◆ **Aim**
Reproduce the listing below exactly, beginning with its first line and ending with the line that holds "import React from"; pictures are not part of the copy.
- - -
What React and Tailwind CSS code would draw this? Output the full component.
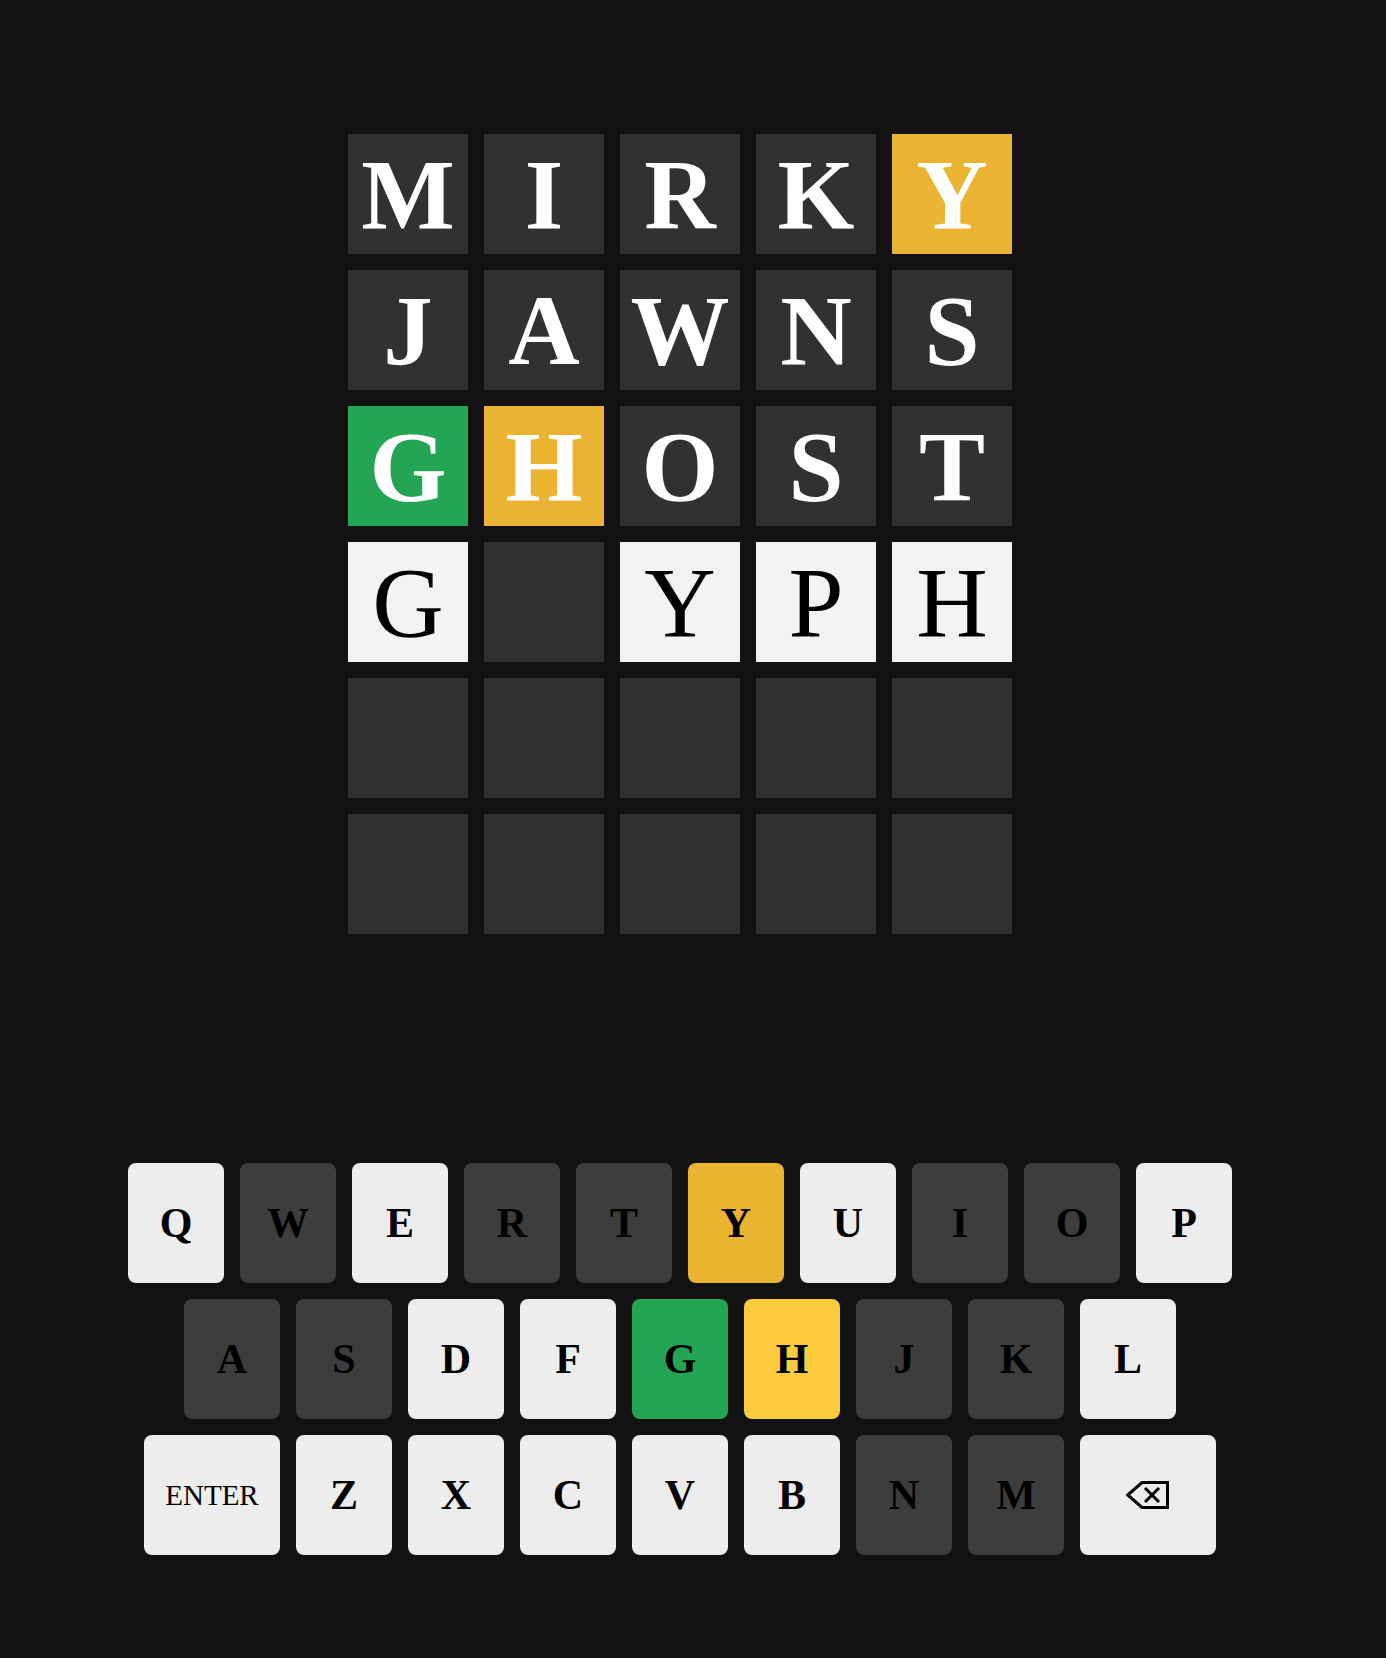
import React from "react";

const rows = [
  [["M","d"],["I","d"],["R","d"],["K","d"],["Y","y"]],
  [["J","d"],["A","d"],["W","d"],["N","d"],["S","d"]],
  [["G","g"],["H","y"],["O","d"],["S","d"],["T","d"]],
  [["G","l"],["","e"],["Y","l"],["P","l"],["H","l"]],
  [["","e"],["","e"],["","e"],["","e"],["","e"]],
  [["","e"],["","e"],["","e"],["","e"],["","e"]],
];

const tileCls = {
  d: "bg-[#313131] text-white font-bold",
  y: "bg-[#eab332] text-white font-bold",
  g: "bg-[#24a553] text-white font-bold",
  l: "bg-[#f3f3f3] text-black font-normal",
  e: "bg-[#313131]",
};

const keyCls = {
  l: "bg-[#ededed]",
  d: "bg-[#3d3d3d]",
  y: "bg-[#eab330]",
  h: "bg-[#fdcc3c]",
  g: "bg-[#24a553]",
};

const kb = [
  [["Q","l"],["W","d"],["E","l"],["R","d"],["T","d"],["Y","y"],["U","l"],["I","d"],["O","d"],["P","l"]],
  [["A","d"],["S","d"],["D","l"],["F","l"],["G","g"],["H","h"],["J","d"],["K","d"],["L","l"]],
  [["ENTER","l"],["Z","l"],["X","l"],["C","l"],["V","l"],["B","l"],["N","d"],["M","d"],["BACK","l"]],
];

function Backspace() {
  return (
    <svg width="44" height="28" viewBox="0 0 44 28" fill="none" stroke="#000" strokeWidth="3" strokeLinejoin="miter">
      <polygon points="16,1.5 41.5,1.5 41.5,26.5 16,26.5 1.8,14" />
      <line x1="19" y1="7" x2="33" y2="21" />
      <line x1="33" y1="7" x2="19" y2="21" />
    </svg>
  );
}

export default function App() {
  return (
    <div className="min-h-[1658px] bg-[#121212] font-['Liberation_Serif',serif]">
      <div className="w-[1360px] flex flex-col items-center pt-[134px]">
        <div className="flex flex-col gap-[16px]">
          {rows.map((r, i) => (
            <div key={i} className="flex gap-[16px]">
              {r.map(([ch, t], j) => (
                <div
                  key={j}
                  className={`w-[120px] h-[120px] flex items-center justify-center text-[99px] leading-none ${tileCls[t]}`}
                >
                  {ch}
                </div>
              ))}
            </div>
          ))}
        </div>
        <div className="mt-[229px] flex flex-col gap-[16px] items-center">
          {kb.map((r, i) => (
            <div key={i} className="flex gap-[16px]">
              {r.map(([ch, t], j) => {
                const wide = ch === "ENTER" || ch === "BACK";
                return (
                  <div
                    key={j}
                    className={`${wide ? "w-[136px]" : "w-[96px]"} h-[120px] rounded-lg flex items-center justify-center text-black ${keyCls[t]} ${ch === "ENTER" ? "text-[29px] font-normal" : "text-[42px] font-bold"} leading-none`}
                  >
                    {ch === "BACK" ? <Backspace /> : ch}
                  </div>
                );
              })}
            </div>
          ))}
        </div>
      </div>
    </div>
  );
}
- - -
◆ **Exercise answer**
What React and Tailwind CSS code would draw this? Output the full component.
import React from "react";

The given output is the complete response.